So, you are currently working in a management role, but with no, or minimal, shareholding in the business and you believe that the current owner is thinking about retirement or perhaps going off to do something else altogether. Suddenly, you may have the opportunity to buy the business and have the potential to benefit from all your hard work and those great, new, business ideas you have been harbouring. It sounds to me like you have a chance to do a management buy out (MBO).
Where to start?
The first step can often be the hardest to take. You must raise the matter sensitively with the owner and how you do this will depend on your relationship with him or her. What you mustn’t do is kick anything off behind the owner’s back, as this may be upsetting as well as possibly being in breach of your contract of employment. You need the owner on your side. Assuming you get the green light, who will be in your team? Whoever it is must be 100% committed and understand the risks and rewards associated with being a business owner. Each team member will be asked to invest some capital personally and may also have to sign up to guarantees. You must suss out who is up for this. You don’t want anyone pulling out part way through because that would be very disruptive. Importantly, your team must be complete and cover all the bases; management, sales, production and finance. Finance is particularly critical. MBOs often require a significant level of debt and operating in this environment may require a change in emphasis to focus on cash flow, margin and cost control as well as the all-important sales figures.

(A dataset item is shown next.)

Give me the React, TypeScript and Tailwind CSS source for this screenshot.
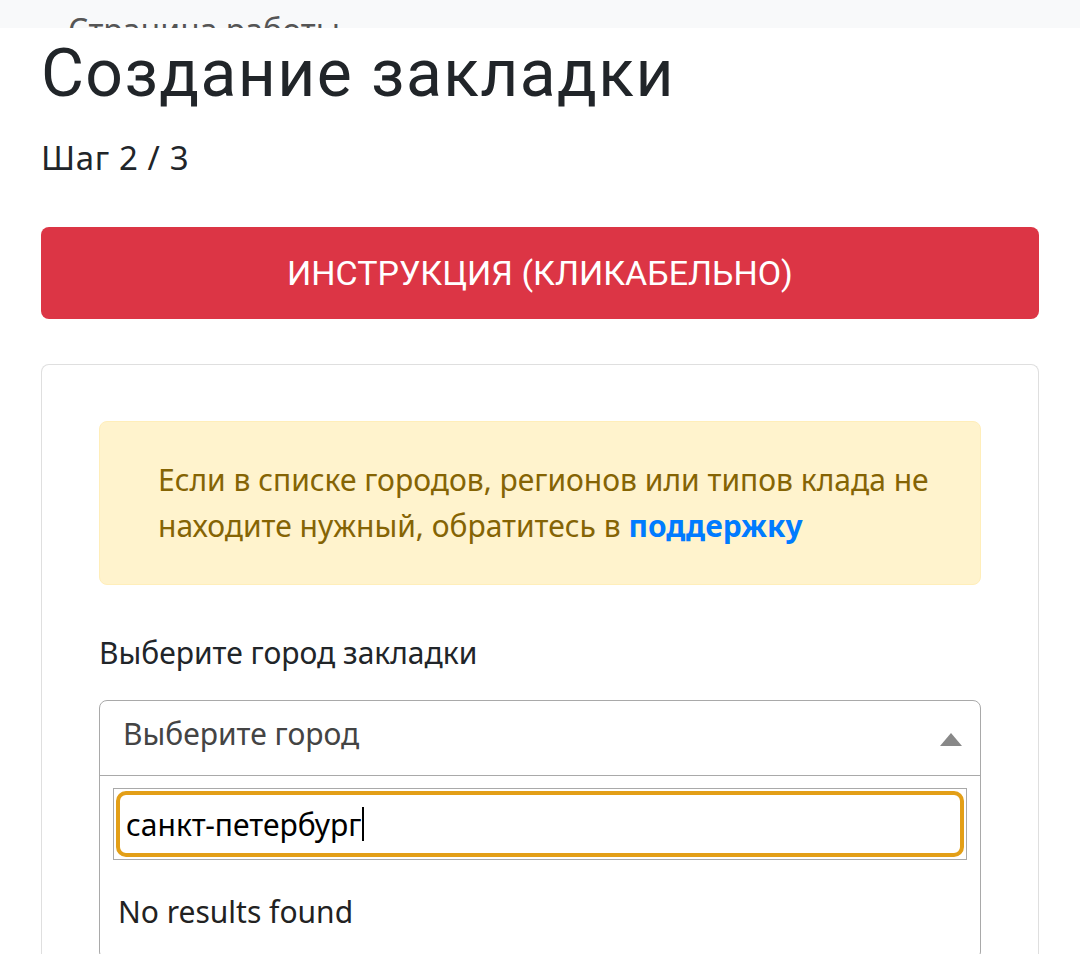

You will need a robust business plan so the sooner you can get cracking on this the better. Your MBO will more than likely need financial backing from one, or perhaps more, lenders or investors. They need to understand the business, believe that you and your team can deliver your growth plans and see how they can make a return.
Choose your advisers
You will need a corporate finance adviser. Don’t go for cheap. Don’t be tempted to go with the current company accountants as they will almost certainly advise the existing owner and thus have a conflict of interest. Choose an experienced adviser who has a track record in completing MBOs. Importantly, choose an adviser you can get on well with if the going gets tough.
Spring clean the business
Work with the owner and your advisers to tidy up before you start talking to funders. They will subject the business and your plans to detailed due diligence so you don’t really want any surprises.
Choose your financial backers
Your financial backers will be an integral part of your business life for at least 3 years and perhaps more. You need to choose those who you can rely on for support. Hopefully, things will all go according to plan, but if they don’t, having a supportive and flexible backer will be crucial. Your corporate finance adviser will know who to approach and what they want to hear.